Antimicrobials are used to inhibit bacterial growth in exposed or open edibles. Many products first go through high-pressure processing (HPP) to inactivate bacteria. Exposure to ultraviolet (UV) light is another option. Some antimicrobials (e.g. phages) target specific bacteria; some such as mustard either directly or indirectly kill bacteria.
Natural Antimicrobials
(Based on an article in the July 2015 issue of Prepared Foods.)
Celery powder (natural nitrates; nitrite when cultured)
Cherry powder (replaces synthetic sodium ascorbate?) – acerola
Blueberry extract, cranberry extract, blackberry juice
Rosemary extract
Mustard powder (flour) or de-oiled mustard meal (see quotes below)
Vinegar powder (acetic acid) – buffered with potassium or sodium
Alginic, citric, and lactic acids (from fermented carbohydrates)
Oregano essential oil
Bacteriophages (phages) such as Listex (from sea water, soil, or animal intestines)
Nisin (from lactococcus bacteria)
Natamycin (Streptomyces natalensis – soil bacteria)
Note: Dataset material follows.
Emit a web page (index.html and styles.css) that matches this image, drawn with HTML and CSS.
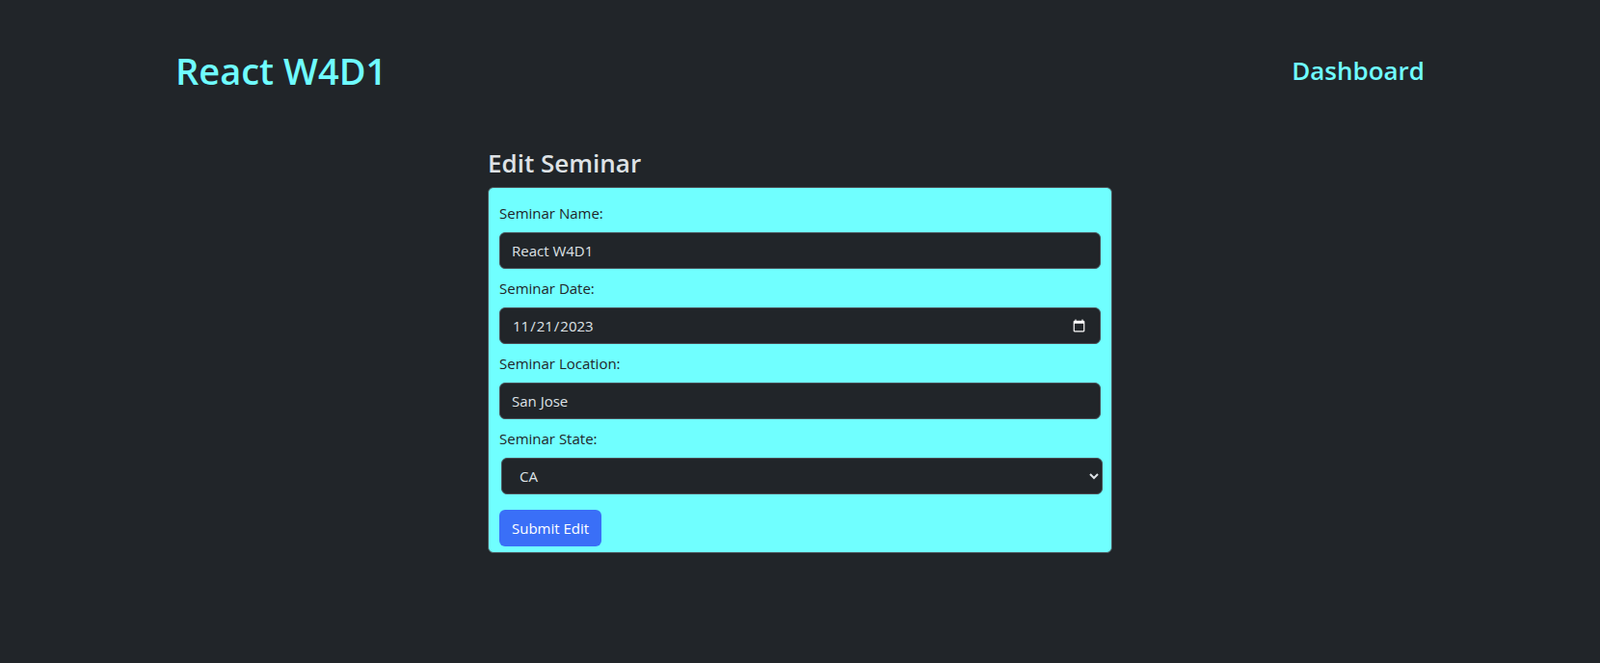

Lysozyme (from hen egg whites)
Tocopherols (vitamin E from a number of sources)
Ascorbic acid (vitamin C)
L-malic acid (from apples)
Thyme essential oil
Clove extract
Cinnamon extract
Hops (used in beer)
HPP
High-pressure processing (HPP) evenly applies cold water at up to 87,000 psi for one to three minutes. HPP extends the shelf life of dense, solid or liquid, high acid foods by two to three times by neutralizing bacteria. The effect is bacteriostatic rather than bactericidal; the effect is lost once the package is opened.
UV
Exposure to ultraviolet (UV) light neutralizes bacteria and in produce, UV neutralizes ethylene gas and kills or sterilizes insects and microorganisms.